If successful, the lawsuits could force the DHS to reinstate the affected students’ SEVIS records, allowing them to remain in the U.S. and complete their studies. More significantly, a legal victory could compel a review of how the government uses administrative databases to take adverse immigration actions without judicial oversight. It may also lead to the establishment of new procedural protections for international students, ensuring that any visa termination must be preceded by formal notice, clear justification, and an opportunity to respond.
In the broader context of U.S. education policy, the controversy has re-energised calls for legislative reform to protect the rights of international students and clarify the role of academic institutions in immigration enforcement. While the Biden administration has rolled back several Trump-era immigration restrictions, these SEVIS terminations occurred during the transition period, with some terminations only being discovered months later.

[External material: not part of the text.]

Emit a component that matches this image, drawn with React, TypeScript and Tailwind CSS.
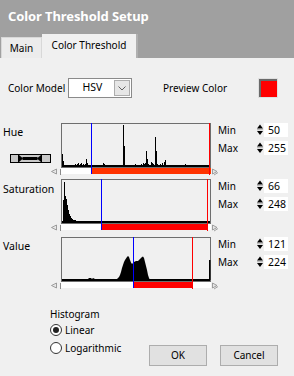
import React from "react";

type Pt = [number, number];

const hueBars: Pt[] = [
  [62, 154], [63, 161], [75, 164], [77, 164], [78, 163], [80, 164], [81, 163], [83, 164], [85, 164],
  [86, 159], [87, 163], [103, 163], [104, 164], [123, 125], [124, 146], [135, 164], [141, 164],
  [143, 163], [144, 164], [145, 163], [146, 151], [147, 159], [148, 164], [151, 162], [152, 163],
  [153, 164], [155, 137], [156, 151], [157, 164], [160, 164], [162, 163], [164, 162], [165, 160], [185, 164],
];

const satBars: Pt[] = [
  [63, 200], [64, 182], [65, 196], [66, 199], [67, 205], [68, 210], [69, 214], [70, 216], [71, 218],
  [72, 219], [73, 220], [74, 220], [75, 220], [77, 221], [79, 221], [81, 221], [82, 221],
];

const valuePoly: Pt[] = [
  [88, 279], [89, 278], [91, 278], [92, 279], [93, 278], [95, 279], [96, 280], [115, 280], [117, 279],
  [119, 277], [120, 275], [121, 272], [122, 268], [123, 265], [124, 262], [125, 260], [126, 258.5],
  [127, 257], [128, 256], [129, 257], [130, 260], [131, 262.5], [132, 264], [133, 263], [134, 262],
  [136, 261], [138, 261], [140, 259], [141, 258], [142, 257], [143, 256.5], [144, 258], [145, 262],
  [146, 266], [147, 270], [148, 275], [149, 278], [150, 280], [159, 280], [160, 279], [161, 280],
  [165, 280], [166, 279], [167, 280], [178, 280], [179, 279], [180, 280], [208, 280],
];

function Hist({
  top,
  bars = [],
  poly,
  spike,
  minX,
  maxX,
  redEnd,
  barColor,
}: {
  top: number;
  bars?: Pt[];
  poly?: Pt[];
  spike?: Pt;
  minX: number;
  maxX: number;
  redEnd: number;
  barColor: string;
}) {
  const L = (X: number) => X - 50;
  const T = (Y: number) => Y - top;
  const base = 43;
  return (
    <svg width={168} height={54} viewBox="0 0 168 54" className="block shrink-0">
      <rect x={11.5} y={0.5} width={149} height={44} fill="none" stroke="#6e6e6e" />
      {bars.map(([X, Y], i) => (
        <rect key={i} x={L(X)} y={T(Y)} width={1} height={base - T(Y)} fill="#000" />
      ))}
      {poly && (
        <polygon
          fill="#000"
          points={
            `${L(poly[0][0])},${base} ` +
            poly.map(([X, Y]) => `${L(X)},${T(Y)}`).join(" ") +
            ` ${L(poly[poly.length - 1][0])},${base}`
          }
        />
      )}
      {spike && <rect x={L(spike[0])} y={T(spike[1])} width={1.5} height={base - T(spike[1])} fill="#000" />}
      <rect x={12} y={42} width={148} height={2} fill="#000" />
      <rect x={11} y={45} width={150} height={6} fill="#fff" />
      <rect x={L(minX)} y={45} width={L(redEnd) - L(minX)} height={6} fill={barColor} />
      <line x1={L(minX) + 0.5} y1={0} x2={L(minX) + 0.5} y2={51} stroke="#0000ff" strokeWidth={1} />
      <line x1={L(maxX) + 0.5} y1={0} x2={L(maxX) + 0.5} y2={52} stroke="#ff0000" strokeWidth={1} />
      <polygon points="1.5,48.5 6.5,46 6.5,51" fill="#e6e6e6" stroke="#8a8a8a" strokeWidth={0.8} />
      <line x1={10.5} y1={46} x2={10.5} y2={52} stroke="#8a8a8a" />
      <polygon points="162.5,46 162.5,51 167,48.5" fill="#e6e6e6" stroke="#8a8a8a" strokeWidth={0.8} />
      <line x1={164} y1={52} x2={168} y2={49.5} stroke="#8a8a8a" strokeWidth={0.8} />
    </svg>
  );
}

function Spinner() {
  return (
    <svg width={6} height={12} viewBox="0 0 6 12" className="block shrink-0">
      <polygon points="0,4.5 3,0.5 6,4.5" fill="#000" />
      <line x1={0} y1={5.75} x2={6} y2={5.75} stroke="#9a9a9a" strokeWidth={0.8} />
      <polygon points="0,7 6,7 3,11" fill="#000" />
    </svg>
  );
}

function MinMax({ min, max }: { min: string; max: string }) {
  const Row = ({ label, value }: { label: string; value: string }) => (
    <div className="flex h-[14px] items-center">
      <div className="w-[39px] leading-[14px]">{label}</div>
      <Spinner />
      <div className="ml-[1px] flex h-[14px] w-[24px] items-center bg-white pl-[4px] text-[10.5px] leading-[14px]">{value}</div>
    </div>
  );
  return (
    <div className="flex flex-col gap-[4px]">
      <Row label="Min" value={min} />
      <Row label="Max" value={max} />
    </div>
  );
}

function SliderWidget() {
  return (
    <svg width={41} height={9} viewBox="0 0 41 9" className="block">
      <rect x={0.5} y={0.5} width={40} height={8} fill="#c8c8c8" stroke="#000" />
      <line x1={8.5} y1={0} x2={8.5} y2={9} stroke="#000" />
      <line x1={31.5} y1={0} x2={31.5} y2={9} stroke="#000" />
      <polygon points="9,1 13,4.5 9,8" fill="#000" />
      <rect x={12.5} y={3} width={15} height={3} fill="#000" />
      <polygon points="31,1 27,4.5 31,8" fill="#000" />
    </svg>
  );
}

export default function App() {
  return (
    <div className="flex h-[376px] w-[294px] flex-col overflow-hidden bg-[#f0f0f0] font-['Noto_Sans',sans-serif] text-[10px] text-black">
      <div className="flex h-[58px] shrink-0 flex-col bg-[#a0a0a0]">
        <div className="flex h-[34px] items-center pl-[8px] text-[13px] font-bold tracking-[-0.1px] text-white">
          Color Threshold Setup
        </div>
        <div className="flex h-[24px] items-end pl-[1px]">
          <div className="flex h-[21px] w-[41px] items-center justify-center border border-b-0 border-[#d8d8d8] bg-[#ececec] pt-[1px]">
            Main
          </div>
          <div className="flex h-[24px] w-[96px] items-center justify-center border-r-2 border-[#b0b0b0] bg-[#f0f0f0] pb-[1px]">
            Color Threshold
          </div>
        </div>
      </div>

      <div className="mt-[20px] flex h-[20px] items-center">
        <div className="w-[68px] pl-[8px]">Color Model</div>
        <div className="flex h-[20px] w-[64px] items-center border border-[#8a8a8a] bg-white">
          <div className="flex-1 pl-[2px] text-center text-[10.5px]">HSV</div>
          <div className="mr-[1px] flex h-[16px] w-[16px] items-center justify-center border border-[#adadad] bg-[#e6e6e6]">
            <svg width={8} height={5} viewBox="0 0 8 5">
              <polyline points="0.5,0.5 4,4 7.5,0.5" fill="none" stroke="#606060" strokeWidth={1} />
            </svg>
          </div>
        </div>
        <div className="ml-[31px] w-[95px]">Preview Color</div>
        <div className="h-[20px] w-[20px] border border-[#e0e0e0] bg-[#f6f6f6]">
          <div className="h-full w-full border-l-2 border-t-2 border-l-[#6a6a6a] border-t-[#6a6a6a] bg-[#ff0000]" />
        </div>
      </div>

      <div className="mt-[25px] flex flex-col">
        <div className="flex h-[56px]">
          <div className="flex w-[50px] flex-col">
            <div className="pl-[3px] pt-[2px] text-[10.5px] leading-[14px]">Hue</div>
            <div className="ml-[10px] mt-[15px]">
              <SliderWidget />
            </div>
          </div>
          <Hist top={123} bars={hueBars} minX={91} maxX={209} redEnd={211} barColor="#ff3300" />
          <MinMax min="50" max="255" />
        </div>
        <div className="flex h-[58px]">
          <div className="w-[50px] pl-[3px] pt-[3px] text-[10.5px] leading-[14px]">Saturation</div>
          <Hist top={179} bars={satBars} minX={101} maxX={207} redEnd={207} barColor="#ff0000" />
          <MinMax min="66" max="248" />
        </div>
        <div className="flex h-[54px]">
          <div className="w-[50px] pl-[3px] pt-[2px] text-[10.5px] leading-[14px]">Value</div>
          <Hist top={237} poly={valuePoly} spike={[209, 260]} minX={133} maxX={192} redEnd={193} barColor="#ff0000" />
          <MinMax min="121" max="224" />
        </div>
      </div>

      <div className="flex">
        <div className="mt-[16px] flex w-[149px] flex-col pl-[50px]">
          <div className="h-[14px] leading-[14px]">Histogram</div>
          <div className="flex h-[18px] items-center">
            <div className="flex h-[12px] w-[12px] items-center justify-center rounded-full border border-[#333] bg-white">
              <div className="h-[6px] w-[6px] rounded-full bg-[#222]" />
            </div>
            <span className="ml-[3px]">Linear</span>
          </div>
          <div className="flex h-[18px] items-center">
            <div className="h-[12px] w-[12px] rounded-full border border-[#333] bg-white" />
            <span className="ml-[3px]">Logarithmic</span>
          </div>
        </div>
        <div className="mt-[54px] flex h-[21px] w-[58px] items-center justify-center border border-[#adadad] bg-[#e1e1e1]">
          OK
        </div>
        <div className="ml-[13px] mt-[54px] flex h-[21px] w-[58px] items-center justify-center border border-[#adadad] bg-[#e1e1e1]">
          Cancel
        </div>
      </div>
    </div>
  );
}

Advocacy organisations estimate that more than 1,300 international students may have been affected by the abrupt terminations. As litigation proceeds, interim court orders have already restored the status of some plaintiffs, while others remain in limbo, unsure whether they will be permitted to complete their degrees or must prepare for removal proceedings.

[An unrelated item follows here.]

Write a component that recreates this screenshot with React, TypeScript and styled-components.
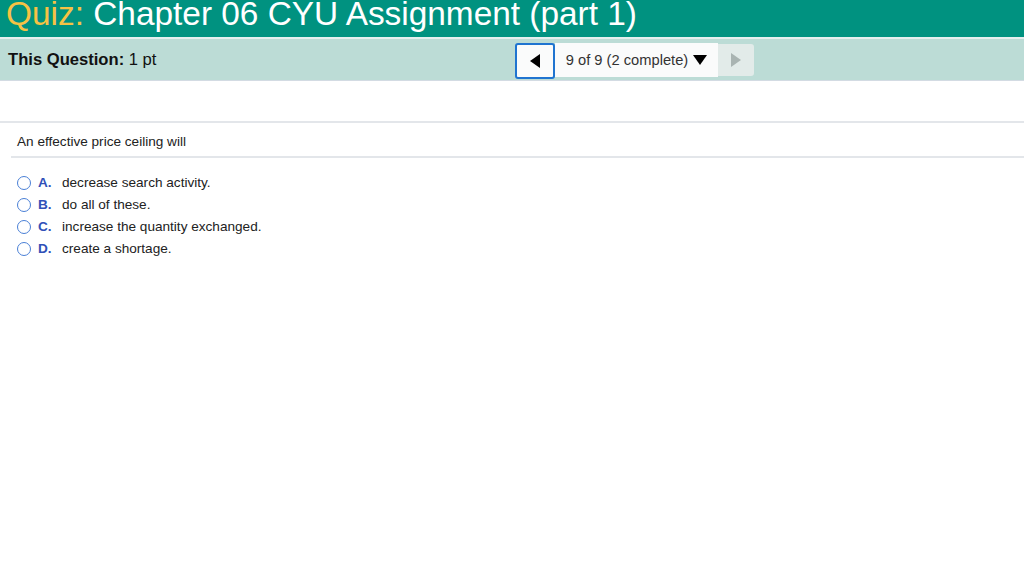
import React from "react";
import styled, { createGlobalStyle } from "styled-components";

const Global = createGlobalStyle`
  html, body { margin: 0; padding: 0; background: #fff; }
  body { font-family: "Liberation Sans", Arial, sans-serif; color: #222; }
`;

const Page = styled.div`
  width: 1024px;
  height: 587px;
  overflow: hidden;
  background: #fff;
`;

const TitleBar = styled.div`
  height: 37px;
  background: #009280;
  border-bottom: 2px solid #e4efee;
  display: flex;
  align-items: flex-end;
  overflow: hidden;
`;

const Title = styled.h1`
  margin: 0 0 0 6px;
  font-family: "Liberation Sans", Arial, sans-serif;
  font-weight: normal;
  font-size: 33.4px;
  line-height: 37px;
  color: #fff;
  white-space: nowrap;
  position: relative;
  top: -5px;
`;

const Accent = styled.span`
  color: #f6c244;
`;

const InfoBar = styled.div`
  height: 41px;
  background: #bcdcd6;
  border-bottom: 1px solid #d3dbe3;
  display: flex;
  align-items: center;
  position: relative;
`;

const Points = styled.div`
  padding-left: 8px;
  font-size: 16.6px;
  color: #111;
  b { font-weight: bold; }
`;

const Nav = styled.div`
  position: absolute;
  left: 515px;
  top: 4px;
  display: flex;
  height: 34px;
`;

const PrevButton = styled.div`
  width: 36px;
  height: 32px;
  border: 2px solid #1f74d0;
  border-radius: 3px;
  background: #fafbfb;
  display: flex;
  align-items: center;
  justify-content: center;
`;

const Counter = styled.div`
  width: 163px;
  height: 34px;
  background: #fafbfb;
  display: flex;
  align-items: center;
  justify-content: center;
  gap: 5px;
  font-size: 14.7px;
  color: #333;
`;

const NextButton = styled.div`
  width: 36px;
  height: 32px;
  margin-top: 1px;
  background: #e2ebe9;
  border-radius: 0 3px 3px 0;
  display: flex;
  align-items: center;
  justify-content: center;
`;

const Spacer = styled.div`
  height: 40px;
  border-bottom: 2px solid #e3e6ea;
`;

const Question = styled.div`
  margin-left: 11px;
  padding: 11px 0 0 6px;
  height: 22px;
  border-bottom: 2px solid #e3e6ea;
  font-size: 13.6px;
  color: #222;
`;

const Choices = styled.div`
  padding: 16px 0 0 17px;
  display: flex;
  flex-direction: column;
  gap: 5px;
`;

const Choice = styled.div`
  display: flex;
  align-items: center;
  height: 17px;
  font-size: 13.6px;
  color: #222;
`;

const Radio = styled.span`
  width: 12px;
  height: 12px;
  border: 1.5px solid #4a7fd6;
  border-radius: 50%;
  background: #fff;
  margin-right: 7px;
`;

const Letter = styled.span`
  color: #3050b8;
  font-weight: bold;
  width: 24px;
`;

const Tri = ({ dir, color }: { dir: "left" | "right" | "down"; color: string }) => {
  if (dir === "left")
    return (
      <svg width="10" height="14" viewBox="0 0 10 14"><polygon points="10,0 10,14 0,7" fill={color} /></svg>
    );
  if (dir === "right")
    return (
      <svg width="10" height="14" viewBox="0 0 10 14"><polygon points="0,0 0,14 10,7" fill={color} /></svg>
    );
  return (
    <svg width="14" height="10" viewBox="0 0 14 10"><polygon points="0,0 14,0 7,10" fill={color} /></svg>
  );
};

const choices = [
  ["A.", "decrease search activity."],
  ["B.", "do all of these."],
  ["C.", "increase the quantity exchanged."],
  ["D.", "create a shortage."],
];

export default function App() {
  return (
    <Page>
      <Global />
      <TitleBar>
        <Title>
          <Accent>Quiz:</Accent> Chapter 06 CYU Assignment (part 1)
        </Title>
      </TitleBar>
      <InfoBar>
        <Points>
          <b>This Question:</b> 1 pt
        </Points>
        <Nav>
          <PrevButton>
            <Tri dir="left" color="#000" />
          </PrevButton>
          <Counter>
            <span>9 of 9 (2 complete)</span>
            <Tri dir="down" color="#000" />
          </Counter>
          <NextButton>
            <Tri dir="right" color="#a9b4b2" />
          </NextButton>
        </Nav>
      </InfoBar>
      <Spacer />
      <Question>An effective price ceiling will</Question>
      <Choices>
        {choices.map(([l, t]) => (
          <Choice key={l}>
            <Radio />
            <Letter>{l}</Letter>
            <span>{t}</span>
          </Choice>
        ))}
      </Choices>
    </Page>
  );
}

How are students coping with the uncertainty and legal limbo?
The emotional and financial toll on international students has been considerable. Many have invested years of study, thousands of dollars in tuition, and their families’ savings into pursuing education in the United States. With their legal status in doubt, these students have had to pause their academic work, postpone job opportunities, and in some cases, leave the country entirely.
In interviews and court affidavits, students describe feelings of anxiety, betrayal, and helplessness. Some have reported that visa terminations were triggered by data errors or delays in updating SEVIS records during course registration changes—administrative issues that had historically been resolved through advisor intervention but now result in visa loss without recourse.

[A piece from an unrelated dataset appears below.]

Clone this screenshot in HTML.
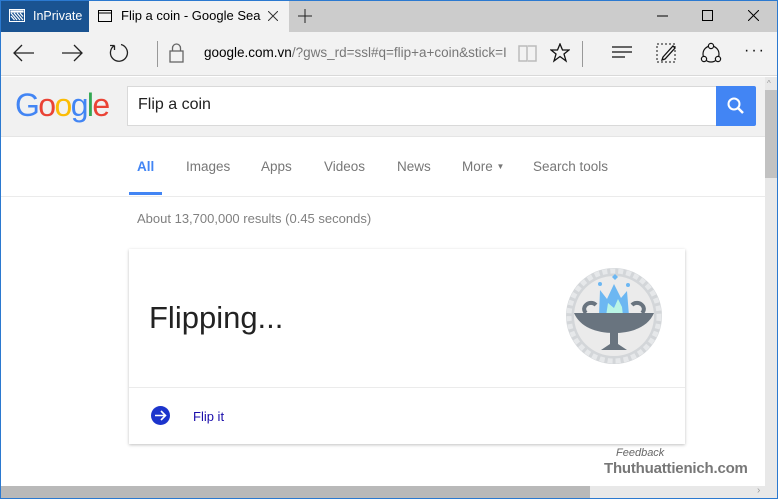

The uncertainty surrounding their status has made them wary of further engagement with U.S. institutions, with many reconsidering plans to apply for Optional Practical Training (OPT) or transition to work visas. Immigration attorneys argue that unless these cases are resolved fairly and transparently, they could have a chilling effect on future international enrolments, undermining decades of U.S. higher education diplomacy.
What are the next steps in the legal and policy landscape?
As legal proceedings continue in district courts across the country, judges will weigh whether the DHS acted within its authority when it terminated SEVIS records without notifying affected individuals. A central legal question is whether these administrative removals constitute “constructive deportation,” which would normally require a hearing before an immigration judge. Should courts find that due process was violated, it could set a precedent affecting other immigration systems relying on automated or opaque decision-making.
At the same time, calls are growing for Congress and the Department of Education to work with the DHS in developing clearer policies governing student visa oversight. Stakeholders argue that protecting the rights of international students is essential to preserving the integrity and global reputation of American higher education.
The unfolding legal battles represent a critical test of how far executive power can reach in enforcing immigration rules without checks and balances. For now, the students at the centre of the lawsuits remain in limbo—determined to pursue justice while navigating a system that, in their view, turned against them without warning.